### EXTRACTED INFORMATION
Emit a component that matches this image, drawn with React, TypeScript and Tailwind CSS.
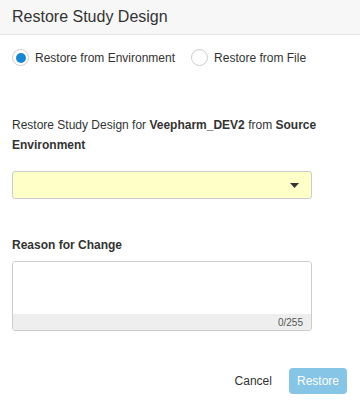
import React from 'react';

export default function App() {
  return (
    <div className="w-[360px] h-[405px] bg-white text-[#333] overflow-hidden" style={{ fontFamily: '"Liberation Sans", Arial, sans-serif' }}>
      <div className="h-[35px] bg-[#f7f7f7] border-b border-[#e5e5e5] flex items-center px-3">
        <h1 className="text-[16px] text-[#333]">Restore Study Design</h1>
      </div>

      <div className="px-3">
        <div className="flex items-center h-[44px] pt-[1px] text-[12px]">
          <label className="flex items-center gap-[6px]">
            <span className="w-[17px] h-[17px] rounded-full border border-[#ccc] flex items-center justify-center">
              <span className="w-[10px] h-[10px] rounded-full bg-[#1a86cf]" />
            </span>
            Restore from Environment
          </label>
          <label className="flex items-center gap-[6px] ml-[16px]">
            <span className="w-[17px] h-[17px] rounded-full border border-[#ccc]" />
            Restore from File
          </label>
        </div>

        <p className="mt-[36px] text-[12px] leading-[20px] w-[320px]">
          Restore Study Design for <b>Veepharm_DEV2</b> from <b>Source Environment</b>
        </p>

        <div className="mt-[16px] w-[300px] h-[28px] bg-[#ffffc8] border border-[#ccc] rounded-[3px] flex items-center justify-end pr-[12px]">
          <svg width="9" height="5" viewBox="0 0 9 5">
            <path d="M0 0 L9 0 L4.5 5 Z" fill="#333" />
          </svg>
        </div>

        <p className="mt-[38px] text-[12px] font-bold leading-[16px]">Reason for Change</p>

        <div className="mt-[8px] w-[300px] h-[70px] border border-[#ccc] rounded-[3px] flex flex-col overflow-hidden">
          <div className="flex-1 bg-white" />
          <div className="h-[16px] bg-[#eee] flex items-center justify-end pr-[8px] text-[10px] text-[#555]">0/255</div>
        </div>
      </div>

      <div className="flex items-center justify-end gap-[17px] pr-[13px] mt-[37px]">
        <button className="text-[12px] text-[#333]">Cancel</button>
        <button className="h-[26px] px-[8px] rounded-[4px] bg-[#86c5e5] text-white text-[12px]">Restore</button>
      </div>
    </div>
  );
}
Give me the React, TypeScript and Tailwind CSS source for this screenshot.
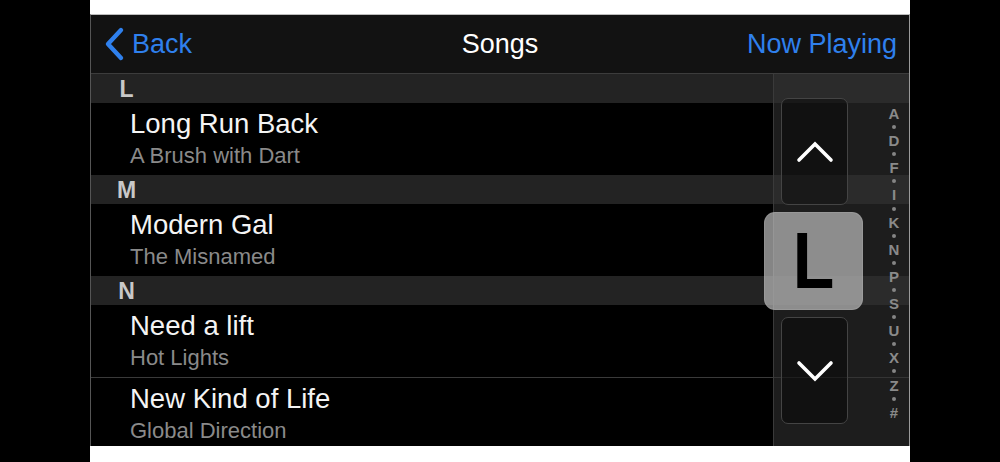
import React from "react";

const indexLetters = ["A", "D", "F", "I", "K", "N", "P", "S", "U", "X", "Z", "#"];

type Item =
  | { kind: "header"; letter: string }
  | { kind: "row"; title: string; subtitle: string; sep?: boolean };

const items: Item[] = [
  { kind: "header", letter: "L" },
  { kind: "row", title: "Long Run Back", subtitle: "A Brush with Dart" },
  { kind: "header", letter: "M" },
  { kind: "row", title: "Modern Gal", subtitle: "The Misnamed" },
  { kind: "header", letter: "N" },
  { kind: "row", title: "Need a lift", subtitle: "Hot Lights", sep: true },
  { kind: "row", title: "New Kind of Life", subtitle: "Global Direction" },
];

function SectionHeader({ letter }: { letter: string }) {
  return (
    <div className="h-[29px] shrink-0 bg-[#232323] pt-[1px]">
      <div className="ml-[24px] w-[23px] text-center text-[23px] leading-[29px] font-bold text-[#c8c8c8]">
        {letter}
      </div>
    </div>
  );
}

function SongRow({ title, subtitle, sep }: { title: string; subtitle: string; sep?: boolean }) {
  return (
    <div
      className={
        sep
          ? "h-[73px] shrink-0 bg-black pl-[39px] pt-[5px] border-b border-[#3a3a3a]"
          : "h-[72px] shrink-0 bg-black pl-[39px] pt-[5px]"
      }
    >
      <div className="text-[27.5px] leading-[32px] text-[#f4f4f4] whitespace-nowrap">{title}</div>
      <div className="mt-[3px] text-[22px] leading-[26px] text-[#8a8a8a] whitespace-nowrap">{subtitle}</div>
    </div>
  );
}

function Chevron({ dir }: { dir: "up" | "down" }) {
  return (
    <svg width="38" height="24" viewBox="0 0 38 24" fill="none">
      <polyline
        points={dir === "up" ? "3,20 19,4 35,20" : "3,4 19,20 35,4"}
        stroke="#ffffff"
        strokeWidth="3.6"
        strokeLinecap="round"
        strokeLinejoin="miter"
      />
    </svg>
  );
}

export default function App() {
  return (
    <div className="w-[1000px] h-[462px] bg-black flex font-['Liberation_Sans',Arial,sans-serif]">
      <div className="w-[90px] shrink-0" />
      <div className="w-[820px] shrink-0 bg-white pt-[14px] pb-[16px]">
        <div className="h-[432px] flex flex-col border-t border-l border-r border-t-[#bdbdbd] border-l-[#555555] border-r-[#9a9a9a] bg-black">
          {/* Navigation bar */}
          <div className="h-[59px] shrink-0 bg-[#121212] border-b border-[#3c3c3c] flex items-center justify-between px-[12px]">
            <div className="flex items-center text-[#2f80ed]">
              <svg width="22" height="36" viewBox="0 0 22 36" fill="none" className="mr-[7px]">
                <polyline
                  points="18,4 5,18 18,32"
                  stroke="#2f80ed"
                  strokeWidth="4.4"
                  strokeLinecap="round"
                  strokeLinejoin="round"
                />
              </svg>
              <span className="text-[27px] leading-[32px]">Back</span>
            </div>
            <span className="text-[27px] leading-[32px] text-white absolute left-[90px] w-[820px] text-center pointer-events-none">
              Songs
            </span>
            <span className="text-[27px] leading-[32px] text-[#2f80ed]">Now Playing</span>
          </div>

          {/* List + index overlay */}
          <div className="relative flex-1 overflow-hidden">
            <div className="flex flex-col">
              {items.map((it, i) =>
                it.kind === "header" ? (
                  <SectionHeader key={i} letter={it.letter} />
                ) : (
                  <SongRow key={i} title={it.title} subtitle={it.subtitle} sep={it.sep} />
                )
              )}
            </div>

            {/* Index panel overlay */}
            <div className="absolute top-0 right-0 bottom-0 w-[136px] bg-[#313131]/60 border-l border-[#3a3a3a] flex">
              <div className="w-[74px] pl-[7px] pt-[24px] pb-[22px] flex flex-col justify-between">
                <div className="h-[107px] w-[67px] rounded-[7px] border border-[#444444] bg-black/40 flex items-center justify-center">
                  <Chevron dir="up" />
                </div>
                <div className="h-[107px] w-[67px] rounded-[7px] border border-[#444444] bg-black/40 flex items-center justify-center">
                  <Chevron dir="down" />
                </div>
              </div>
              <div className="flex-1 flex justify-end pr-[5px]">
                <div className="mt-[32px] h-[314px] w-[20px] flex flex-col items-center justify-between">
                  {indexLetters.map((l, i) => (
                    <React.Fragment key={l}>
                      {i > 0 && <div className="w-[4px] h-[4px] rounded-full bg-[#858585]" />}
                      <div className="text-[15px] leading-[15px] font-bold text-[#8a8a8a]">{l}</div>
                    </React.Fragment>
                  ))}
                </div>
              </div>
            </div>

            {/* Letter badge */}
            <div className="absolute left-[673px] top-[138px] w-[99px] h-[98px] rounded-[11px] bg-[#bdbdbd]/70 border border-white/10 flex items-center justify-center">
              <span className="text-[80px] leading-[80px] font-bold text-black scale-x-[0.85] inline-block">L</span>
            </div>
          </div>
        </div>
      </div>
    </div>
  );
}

### WHAT TO DO
Read through the lines above and collect those that contain the string "React".

### THE OUTPUT
Emit a component that matches this image, drawn with React, TypeScript and Tailwind CSS.
import React from 'react';
Give me the React, TypeScript and Tailwind CSS source for this screenshot.
import React from "react";
                    <React.Fragment key={l}>
                    </React.Fragment>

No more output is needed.